The D.C. Circuit Court also determined that the NLRB failed to provide a “reasoned explanation” for adopting the 2013 decision of the Acting Regional Director. Specifically, the Court held that the Acting Regional Director’s decision did not comport with the common law standard for joint employment, which includes reserved and indirect control. The D.C. Circuit Court pointed out that it had clearly established that the joint employer test must fall within the confines of common law agency in its 2018 Decision and the NLRB had not sufficiently addressed that deficiency. The Court also found that the NLRB had disagreed with certain of the Acting Regional Director’s factual findings to support the 2015 decision, but the Agency had not addressed those contradictions when it simply adopted the Acting Regional Director’s decision in its July 2020 order.

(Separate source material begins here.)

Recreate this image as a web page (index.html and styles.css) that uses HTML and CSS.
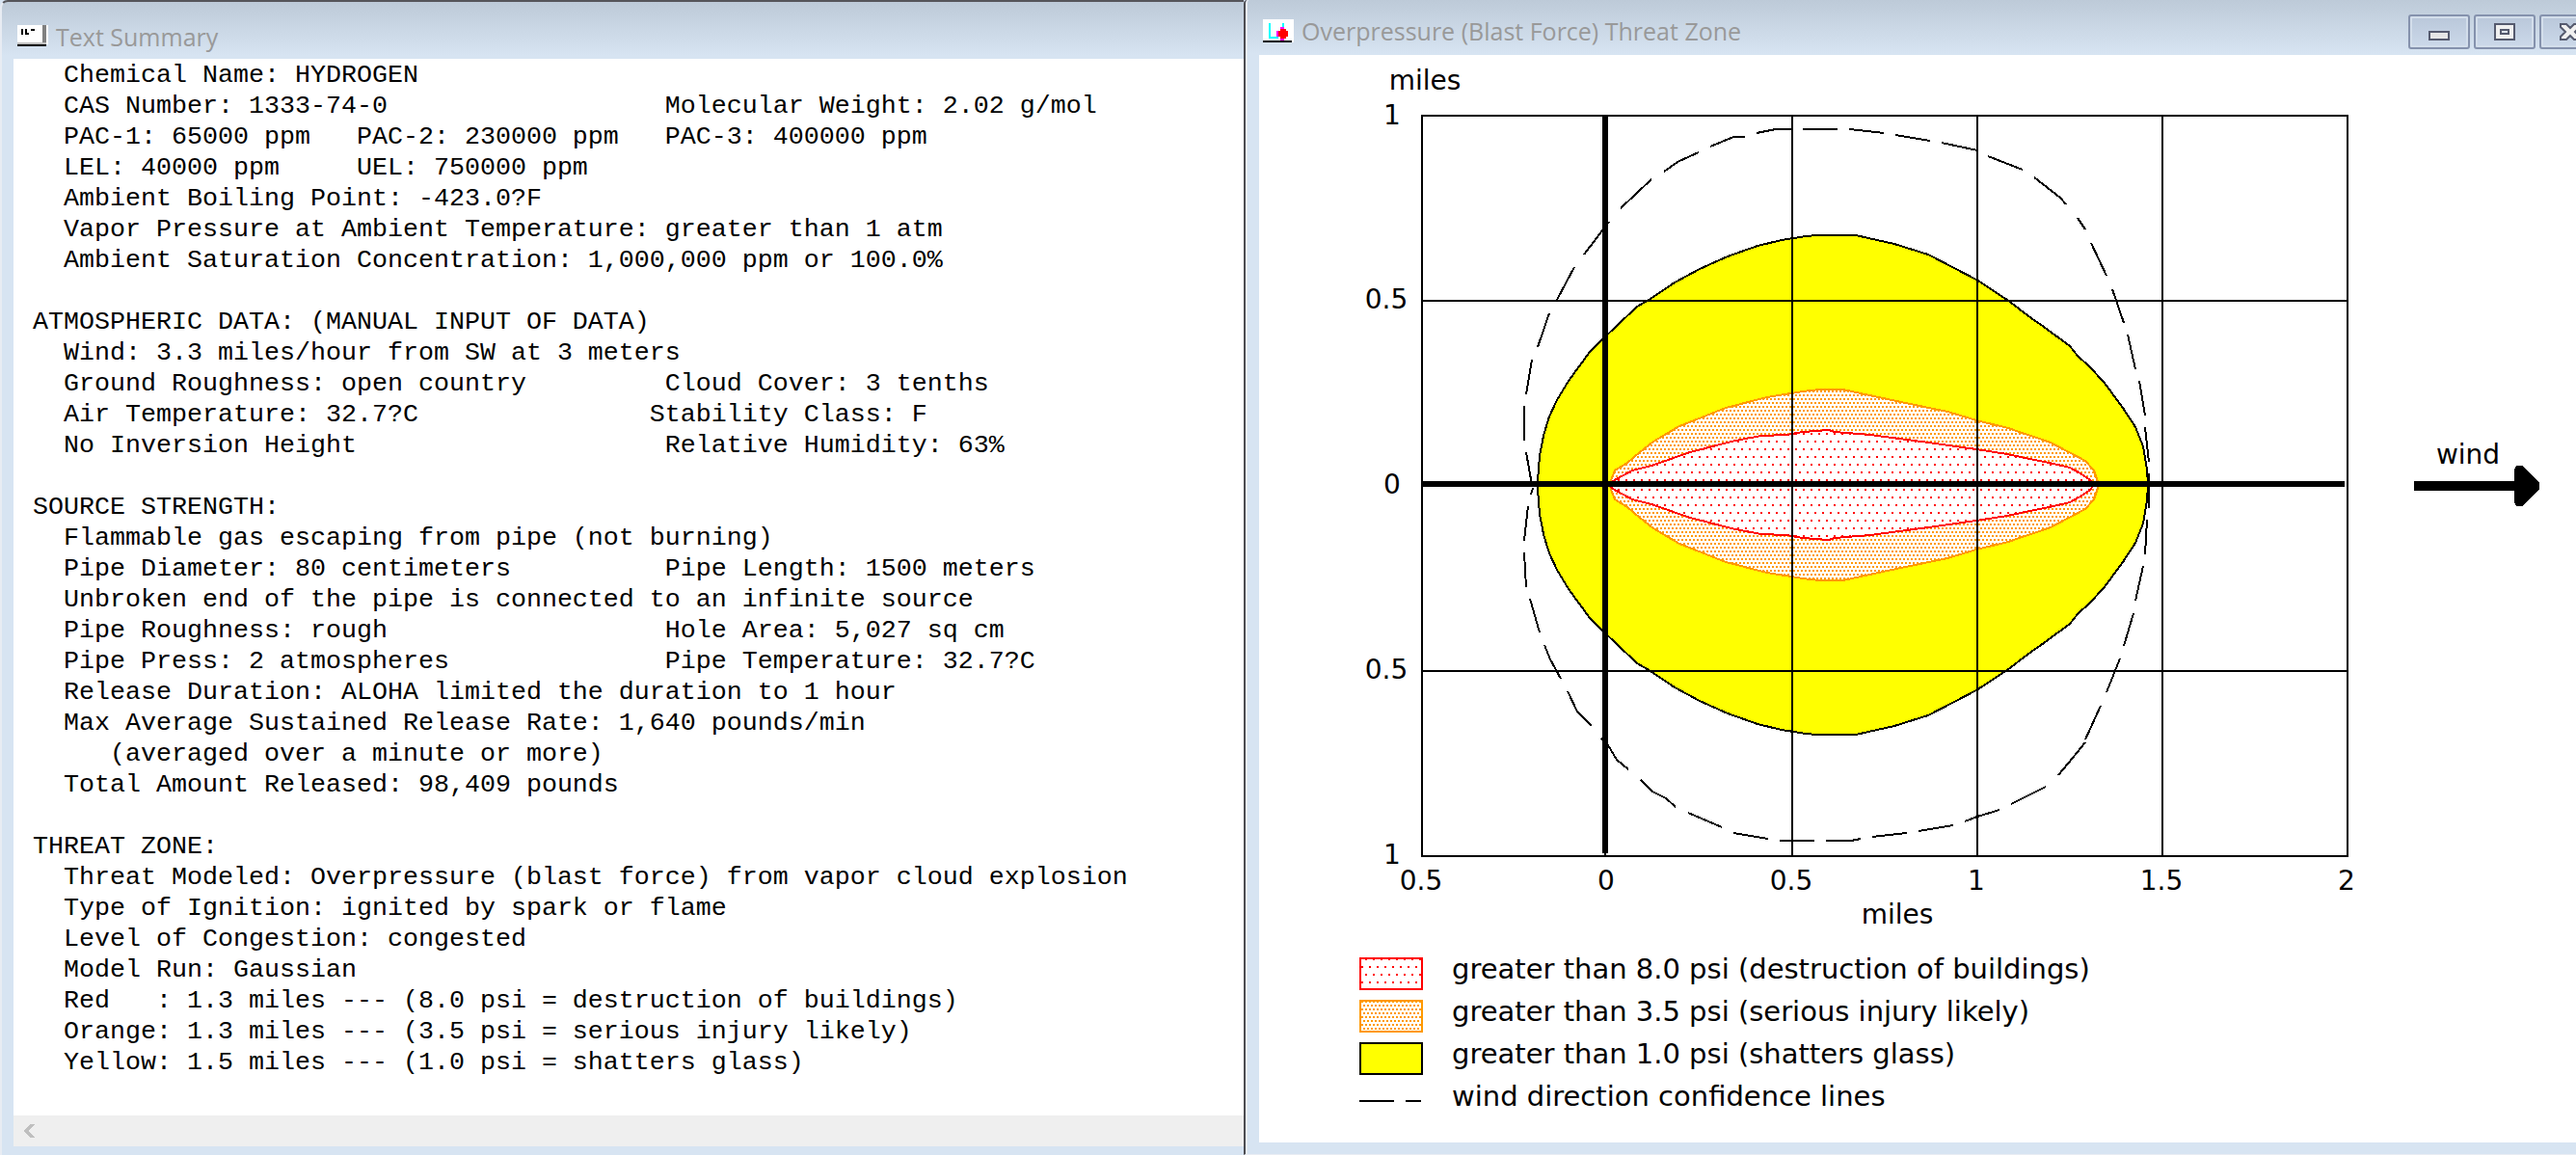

This decision from the D.C. Circuit Court is impactful for a number of reasons. First, now that the Administration has flipped back again to a Democratic president and Democratic majority in the NLRB, it looks like the NLRB will have yet another bite at the apple to determine whether the standard it set out in Browning-Ferris I should be applied retroactively. Second, the reasons given by the D.C. Circuit Court for why it vacated the NLRB’s decision in Browning-Ferris II provide a roadmap on which the current NLRB could rely to support the conclusion that it should apply the decision retroactively, likely resulting in the determination that BFI was, in fact, a joint employer. Because of the current majority make-up of the NLRB, this change in course from Browning-Ferris II seems a likely outcome should the decision be made by the current NLRB. Third, this decision provides several bases upon which the NLRB could rely to support the rulemaking effort it has initiated to alter the current joint employer rule passed during the Trump Administration, which is currently at the Proposed Rulemaking stage.
We will be following the NLRB’s consideration of Browning-Ferris and the rulemaking process to revise the NLRB’s current Joint Employer Rule closely.